Kadang puisi melawan. Kadang puisi mengutuk. Kadang puisi menguliti wajah hipokrisi dengan bahasa yang bahkan tidak bisa mereka pahami. Namun, puisi tidak bisa dikurung dalam kandang isu sosial saja. Ia lebih besar dari sekadar alat, lebih buas dari sekadar propaganda. Ia ada untuk membakar, mencipta, menghancurkan, dan menghidupkan kembali dengan caranya sendiri.

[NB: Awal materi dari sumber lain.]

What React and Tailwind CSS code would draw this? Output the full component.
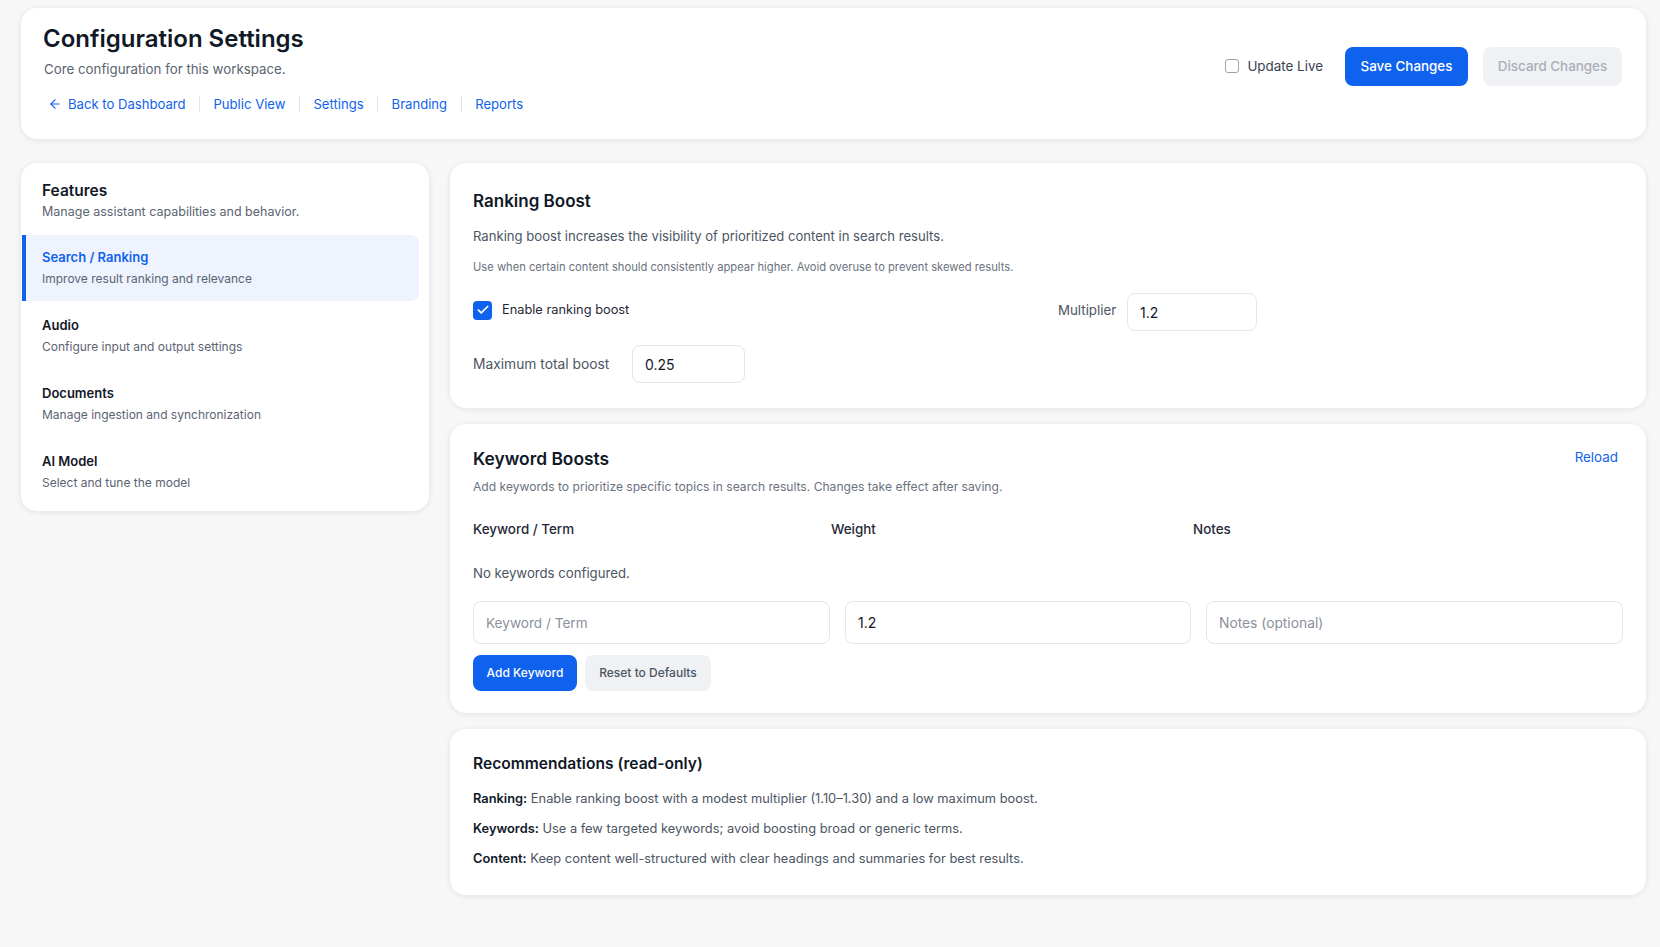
import { ArrowLeft, Check } from "lucide-react";

const navLinks = ["Public View", "Settings", "Branding", "Reports"];

const features = [
  { title: "Search / Ranking", desc: "Improve result ranking and relevance", active: true },
  { title: "Audio", desc: "Configure input and output settings" },
  { title: "Documents", desc: "Manage ingestion and synchronization" },
  { title: "AI Model", desc: "Select and tune the model" },
];

const recommendations = [
  { label: "Ranking:", text: "Enable ranking boost with a modest multiplier (1.10–1.30) and a low maximum boost." },
  { label: "Keywords:", text: "Use a few targeted keywords; avoid boosting broad or generic terms." },
  { label: "Content:", text: "Keep content well-structured with clear headings and summaries for best results." },
];

const card = "bg-white rounded-2xl shadow-[0_1px_6px_rgba(17,24,39,0.09)]";
const field = "border border-[#e4e6ec] rounded-lg bg-white text-[14px] text-[#111827] outline-none placeholder:text-[#8b919c]";

function Header() {
  return (
    <header className={`${card} h-[131px] flex justify-between pl-[22px] pr-6 pt-[15px]`}>
      <div>
        <h1 className="text-[24px] leading-8 font-semibold text-[#111827]">Configuration Settings</h1>
        <p className="text-[13.3px] leading-5 mt-1 ml-px text-[#5b6472]">Core configuration for this workspace.</p>
        <nav className="flex items-center mt-[15px] ml-[5px] text-[13.1px] leading-5 text-[#0f62ee]">
          <a href="#" className="flex items-center gap-[6px] pr-[13.5px]">
            <ArrowLeft size={14} strokeWidth={2} />
            Back to Dashboard
          </a>
          {navLinks.map((link) => (
            <a key={link} href="#" className="border-l border-[#e0e2e8] h-4 leading-4 px-[13.5px]">
              {link}
            </a>
          ))}
        </nav>
      </div>
      <div className="flex items-center gap-[22px] h-[39px] mt-[24px]">
        <label className="flex items-center gap-2 text-[13.4px] text-[#374151]">
          <span className="w-[14px] h-[14px] rounded-[3px] border border-[#9ca3af] bg-white" />
          Update Live
        </label>
        <div className="flex gap-[15px]">
          <button className="w-[123px] h-[39px] rounded-lg bg-[#0f62ee] text-white text-[13.4px] font-medium">Save Changes</button>
          <button className="w-[139px] h-[39px] rounded-lg bg-[#f0f1f4] text-[#a9aeb8] text-[13.4px] font-medium">Discard Changes</button>
        </div>
      </div>
    </header>
  );
}

function Sidebar() {
  return (
    <aside className={`${card} w-[408px] h-[348px] shrink-0 pt-[17px]`}>
      <div className="pl-[21px]">
        <h2 className="text-[15.5px] leading-[22px] font-semibold text-[#111827]">Features</h2>
        <p className="text-[12.5px] leading-5 text-[#5b6472]">Manage assistant capabilities and behavior.</p>
      </div>
      <ul className="mt-[13px] ml-px mr-[10px]">
        {features.map((item) => (
          <li
            key={item.title}
            className={`h-[66px] mb-[2px] pl-4 pt-3 border-l-4 ${
              item.active ? "border-[#0f62ee] bg-[#eef3fe] rounded-r-lg" : "border-transparent"
            }`}
          >
            <div className={`text-[13px] leading-5 font-semibold ${item.active ? "text-[#0f62ee]" : "text-[#111827]"}`}>
              {item.title}
            </div>
            <div className="text-[12px] leading-5 mt-[2px] text-[#5b6472]">{item.desc}</div>
          </li>
        ))}
      </ul>
    </aside>
  );
}

function RankingBoost() {
  return (
    <section className={`${card} h-[245px] px-[23px] pt-[26px]`}>
      <h2 className="text-[17px] leading-6 font-semibold text-[#111827]">Ranking Boost</h2>
      <p className="text-[13.1px] leading-5 mt-[13px] text-[#4b5563]">
        Ranking boost increases the visibility of prioritized content in search results.
      </p>
      <p className="text-[11.2px] leading-5 mt-[11px] text-[#6b7280]">
        Use when certain content should consistently appear higher. Avoid overuse to prevent skewed results.
      </p>
      <div className="flex items-center mt-[16px]">
        <label className="flex items-center gap-[10px] w-[585px] text-[12.8px] text-[#1f2937] -mt-1">
          <span className="w-[19px] h-[19px] rounded-[4px] bg-[#0f62ee] flex items-center justify-center">
            <Check size={14} strokeWidth={3} className="text-white" />
          </span>
          Enable ranking boost
        </label>
        <span className="text-[13.3px] text-[#4b5563] w-[69px] -mt-[3px]">Multiplier</span>
        <input readOnly value="1.2" className={`${field} w-[130px] h-[38px] px-3`} />
      </div>
      <div className="flex items-center mt-[14px]">
        <span className="text-[13.8px] text-[#4b5563] w-[159px]">Maximum total boost</span>
        <input readOnly value="0.25" className={`${field} w-[113px] h-[38px] px-3`} />
      </div>
    </section>
  );
}

function KeywordBoosts() {
  return (
    <section className={`${card} h-[289px] px-[23px] pt-[23px]`}>
      <div className="flex justify-between items-start">
        <h2 className="text-[17.4px] leading-6 font-semibold text-[#111827]">Keyword Boosts</h2>
        <a href="#" className="text-[13.4px] leading-5 mr-[5px] text-[#0f62ee]">Reload</a>
      </div>
      <p className="text-[12.1px] leading-5 mt-[6px] text-[#6b7280]">
        Add keywords to prioritize specific topics in search results. Changes take effect after saving.
      </p>
      <div className="grid grid-cols-[358px_362px_1fr] mt-[22px] text-[13.4px] leading-5 font-medium text-[#1f2937]">
        <div>Keyword / Term</div>
        <div>Weight</div>
        <div>Notes</div>
      </div>
      <p className="text-[13.2px] leading-5 mt-[24px] text-[#4b5563]">No keywords configured.</p>
      <div className="grid grid-cols-[357px_346px_1fr] gap-[15px] mt-[18px]">
        <input placeholder="Keyword / Term" className={`${field} h-[43px] px-3 placeholder:text-[13.6px]`} />
        <input readOnly value="1.2" className={`${field} h-[43px] px-3`} />
        <input placeholder="Notes (optional)" className={`${field} h-[43px] px-3 placeholder:text-[13.8px]`} />
      </div>
      <div className="flex gap-2 mt-[11px]">
        <button className="w-[104px] h-9 rounded-lg bg-[#0f62ee] text-white text-[12px] font-medium">Add Keyword</button>
        <button className="w-[126px] h-9 rounded-lg bg-[#f0f1f4] text-[#4b5563] text-[12px] font-medium">Reset to Defaults</button>
      </div>
    </section>
  );
}

function Recommendations() {
  return (
    <section className={`${card} h-[166px] px-[23px] pt-[23px]`}>
      <h2 className="text-[15.6px] leading-6 font-semibold text-[#111827]">Recommendations (read-only)</h2>
      <div className="mt-[13px] flex flex-col gap-[10px]">
        {recommendations.map((rec) => (
          <p key={rec.label} className="text-[12.85px] leading-5 text-[#4b5563]">
            <strong className="font-semibold text-[#111827]">{rec.label}</strong> {rec.text}
          </p>
        ))}
      </div>
    </section>
  );
}

export default function App() {
  return (
    <div className="min-h-[947px] bg-[#f7f7f8] pl-[21px] pr-[14px] pt-2 font-['Inter',sans-serif]">
      <Header />
      <div className="flex gap-[21px] mt-6">
        <Sidebar />
        <main className="flex-1 flex flex-col gap-4">
          <RankingBoost />
          <KeywordBoosts />
          <Recommendations />
        </main>
      </div>
    </div>
  );
}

Jangan paksa puisi untuk menjadi pahlawan atau pengkhotbah. Jangan tundukkan ia di bawah hukum atau harapan. Biarkan ia membusuk jika perlu, biarkan ia tumbuh menjadi jamur di ruang-ruang gelap pikiran. Biarkan ia menjadi sesuatu yang bahkan penciptanya sendiri tak bisa kendalikan.
Karena puisi bukan untuk menjawab, ia ada untuk meledakkan pertanyaan. Karena puisi bukan sekadar kata-kata, ia adalah pintu menuju makna hidup yang sebenarnya. Dan kalian, anak muda, bacalah puisi, tulislah puisi, hiduplah seperti puisi! Jadilah gila dengan puisi, sebelum dunia ini membuatmu gila dengan kerakusan mereka.